Stored data entries:

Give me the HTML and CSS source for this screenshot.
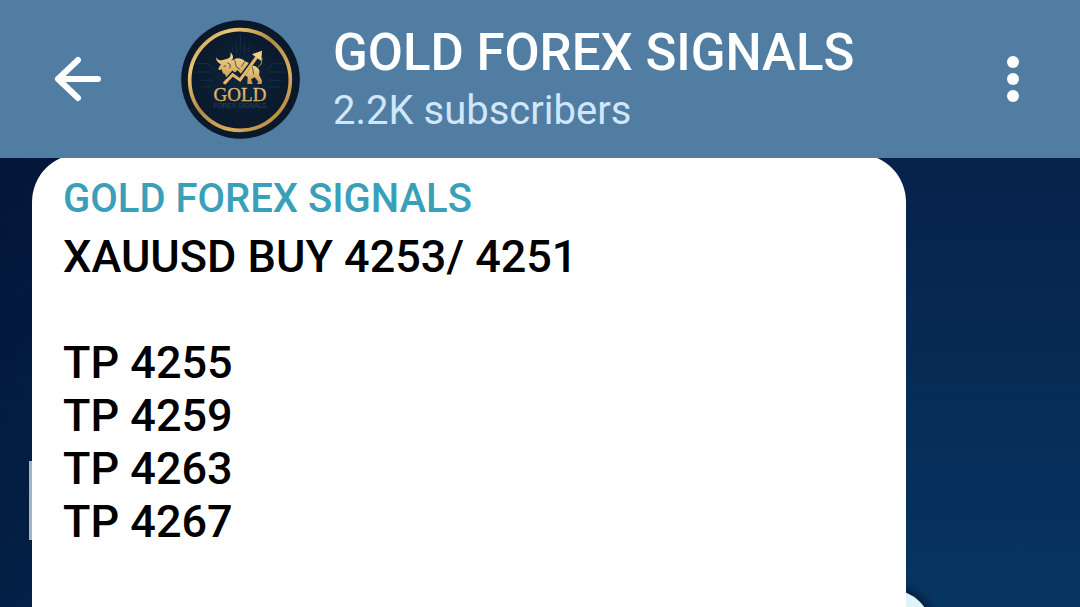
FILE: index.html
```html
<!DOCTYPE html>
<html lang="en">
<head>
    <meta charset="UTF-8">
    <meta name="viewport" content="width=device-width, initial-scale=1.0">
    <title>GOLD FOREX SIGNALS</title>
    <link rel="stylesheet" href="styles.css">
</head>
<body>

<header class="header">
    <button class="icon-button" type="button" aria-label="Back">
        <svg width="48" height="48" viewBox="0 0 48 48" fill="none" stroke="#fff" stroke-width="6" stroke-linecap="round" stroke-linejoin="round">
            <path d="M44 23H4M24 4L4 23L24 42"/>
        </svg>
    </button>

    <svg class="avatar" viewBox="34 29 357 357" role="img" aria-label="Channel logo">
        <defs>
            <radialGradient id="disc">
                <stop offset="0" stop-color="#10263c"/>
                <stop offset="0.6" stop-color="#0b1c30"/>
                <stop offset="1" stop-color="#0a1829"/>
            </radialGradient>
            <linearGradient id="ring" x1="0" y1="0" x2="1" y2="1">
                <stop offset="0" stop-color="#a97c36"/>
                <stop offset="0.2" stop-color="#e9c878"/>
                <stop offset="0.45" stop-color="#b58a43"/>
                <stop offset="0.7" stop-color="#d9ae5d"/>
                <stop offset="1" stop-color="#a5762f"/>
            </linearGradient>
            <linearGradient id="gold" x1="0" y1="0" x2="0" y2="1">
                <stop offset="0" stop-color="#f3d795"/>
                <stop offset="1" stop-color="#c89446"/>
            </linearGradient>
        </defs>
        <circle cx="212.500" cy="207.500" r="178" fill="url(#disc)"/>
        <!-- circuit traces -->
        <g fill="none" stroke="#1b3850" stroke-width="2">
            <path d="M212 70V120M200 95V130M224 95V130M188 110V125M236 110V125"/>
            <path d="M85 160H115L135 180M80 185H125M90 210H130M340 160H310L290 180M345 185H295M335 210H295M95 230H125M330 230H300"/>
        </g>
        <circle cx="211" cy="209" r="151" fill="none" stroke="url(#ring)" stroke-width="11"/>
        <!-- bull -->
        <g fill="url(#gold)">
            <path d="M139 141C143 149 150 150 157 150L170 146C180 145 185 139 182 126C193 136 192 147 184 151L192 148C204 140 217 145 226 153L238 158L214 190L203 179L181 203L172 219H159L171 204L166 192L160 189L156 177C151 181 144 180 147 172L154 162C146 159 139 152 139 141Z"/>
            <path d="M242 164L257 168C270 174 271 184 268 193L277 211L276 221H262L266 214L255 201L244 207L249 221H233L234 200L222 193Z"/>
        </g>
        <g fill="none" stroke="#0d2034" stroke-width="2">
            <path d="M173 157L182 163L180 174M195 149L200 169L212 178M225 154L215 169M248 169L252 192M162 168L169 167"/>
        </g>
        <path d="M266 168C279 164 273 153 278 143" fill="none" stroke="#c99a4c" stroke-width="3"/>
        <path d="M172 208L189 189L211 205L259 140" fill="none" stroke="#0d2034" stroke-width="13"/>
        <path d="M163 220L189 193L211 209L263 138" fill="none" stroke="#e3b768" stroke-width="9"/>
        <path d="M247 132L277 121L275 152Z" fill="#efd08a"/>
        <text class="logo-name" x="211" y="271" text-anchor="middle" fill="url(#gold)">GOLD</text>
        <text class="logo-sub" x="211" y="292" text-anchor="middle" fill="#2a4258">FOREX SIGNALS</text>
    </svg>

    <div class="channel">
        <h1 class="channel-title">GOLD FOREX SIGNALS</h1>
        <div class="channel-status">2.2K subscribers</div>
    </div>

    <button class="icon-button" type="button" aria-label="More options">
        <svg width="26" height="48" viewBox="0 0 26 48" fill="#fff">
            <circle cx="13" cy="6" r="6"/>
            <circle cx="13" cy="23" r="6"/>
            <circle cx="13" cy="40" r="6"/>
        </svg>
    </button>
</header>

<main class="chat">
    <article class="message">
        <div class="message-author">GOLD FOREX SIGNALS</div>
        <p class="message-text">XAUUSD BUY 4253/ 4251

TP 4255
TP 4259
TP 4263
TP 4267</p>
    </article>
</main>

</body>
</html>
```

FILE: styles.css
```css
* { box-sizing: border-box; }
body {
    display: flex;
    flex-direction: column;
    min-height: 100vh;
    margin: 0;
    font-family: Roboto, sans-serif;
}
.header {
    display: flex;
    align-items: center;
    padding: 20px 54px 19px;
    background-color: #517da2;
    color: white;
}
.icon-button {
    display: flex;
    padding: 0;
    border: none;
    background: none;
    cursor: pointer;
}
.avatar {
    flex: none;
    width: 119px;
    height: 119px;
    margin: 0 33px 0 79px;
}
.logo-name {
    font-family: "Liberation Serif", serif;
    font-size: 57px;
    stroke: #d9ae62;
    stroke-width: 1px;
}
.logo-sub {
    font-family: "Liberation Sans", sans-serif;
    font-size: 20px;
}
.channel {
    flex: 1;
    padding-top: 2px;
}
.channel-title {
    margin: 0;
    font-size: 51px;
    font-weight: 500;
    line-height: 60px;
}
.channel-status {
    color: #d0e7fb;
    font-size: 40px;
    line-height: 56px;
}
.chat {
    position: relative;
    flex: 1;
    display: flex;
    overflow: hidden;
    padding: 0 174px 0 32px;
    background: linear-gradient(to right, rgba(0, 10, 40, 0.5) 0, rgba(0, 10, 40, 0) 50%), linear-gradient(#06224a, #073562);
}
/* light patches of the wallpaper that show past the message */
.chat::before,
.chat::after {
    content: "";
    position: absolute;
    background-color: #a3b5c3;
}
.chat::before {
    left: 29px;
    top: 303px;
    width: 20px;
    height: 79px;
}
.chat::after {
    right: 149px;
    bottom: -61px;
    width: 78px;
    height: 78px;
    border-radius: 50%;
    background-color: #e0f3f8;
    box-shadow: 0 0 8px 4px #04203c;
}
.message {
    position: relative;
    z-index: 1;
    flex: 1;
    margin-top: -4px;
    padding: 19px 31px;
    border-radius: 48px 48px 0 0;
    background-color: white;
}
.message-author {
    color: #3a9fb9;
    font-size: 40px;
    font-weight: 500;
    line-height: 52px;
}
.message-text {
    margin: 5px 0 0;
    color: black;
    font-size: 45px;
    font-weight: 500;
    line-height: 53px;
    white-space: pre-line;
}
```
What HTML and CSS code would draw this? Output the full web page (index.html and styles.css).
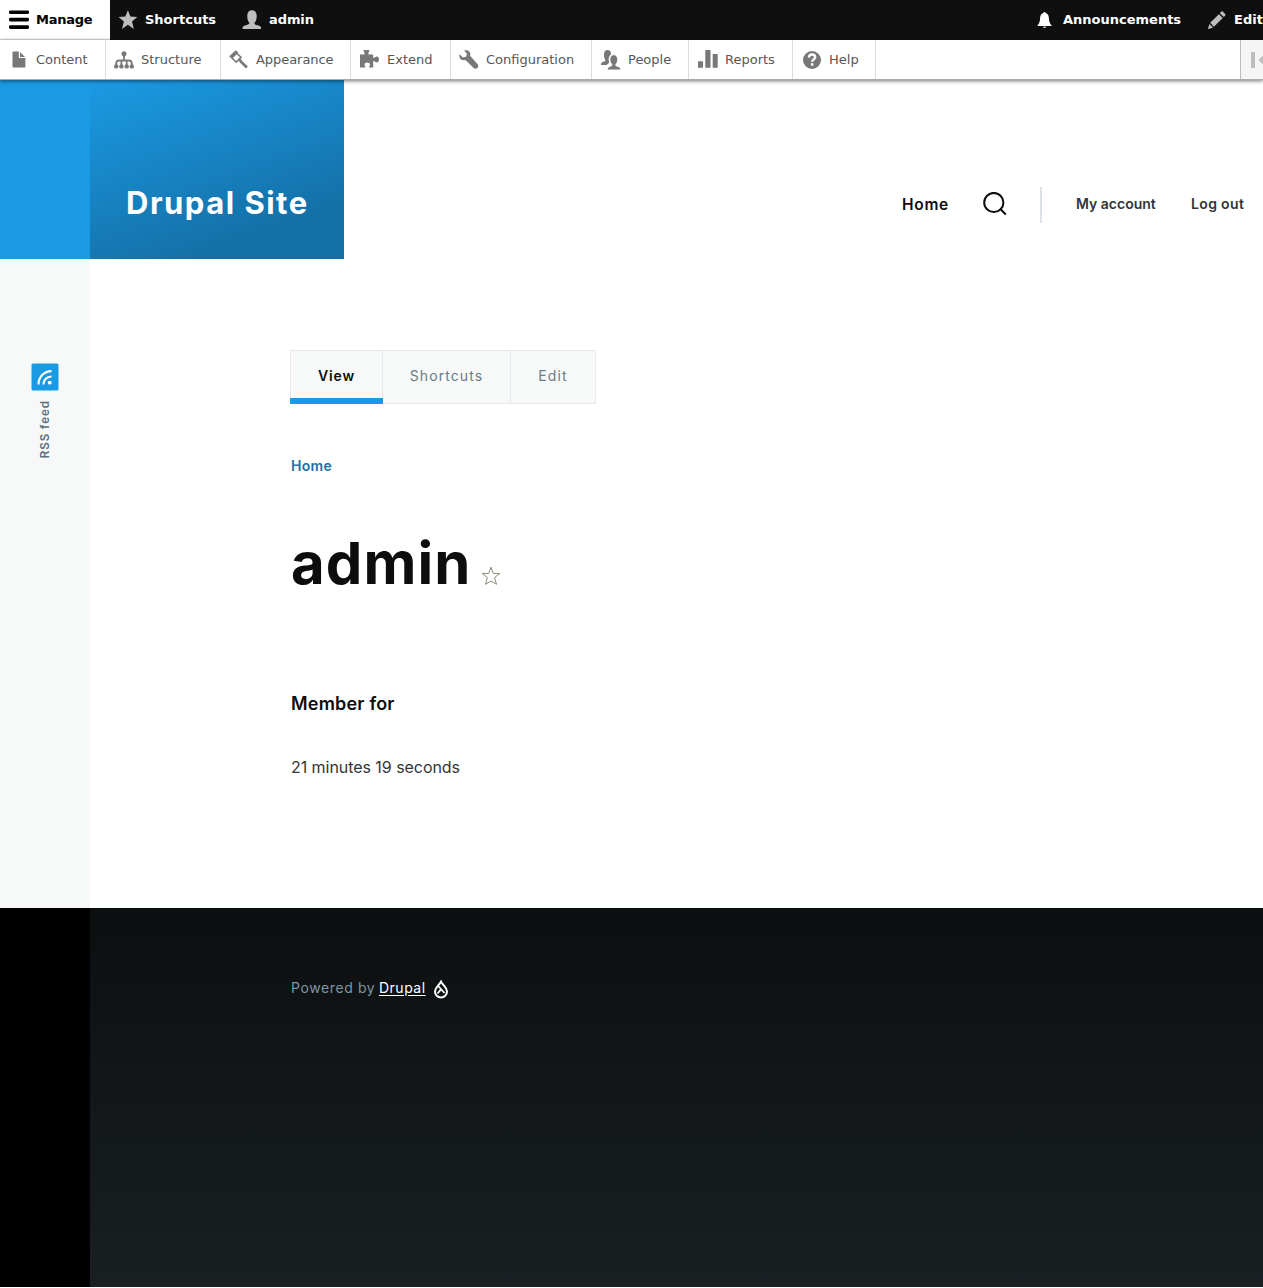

REQUIRED WORK: Go over the records above and tally each line that includes "styles". Give the total by itself.

SOLUTION TO THIS PROBLEM: 3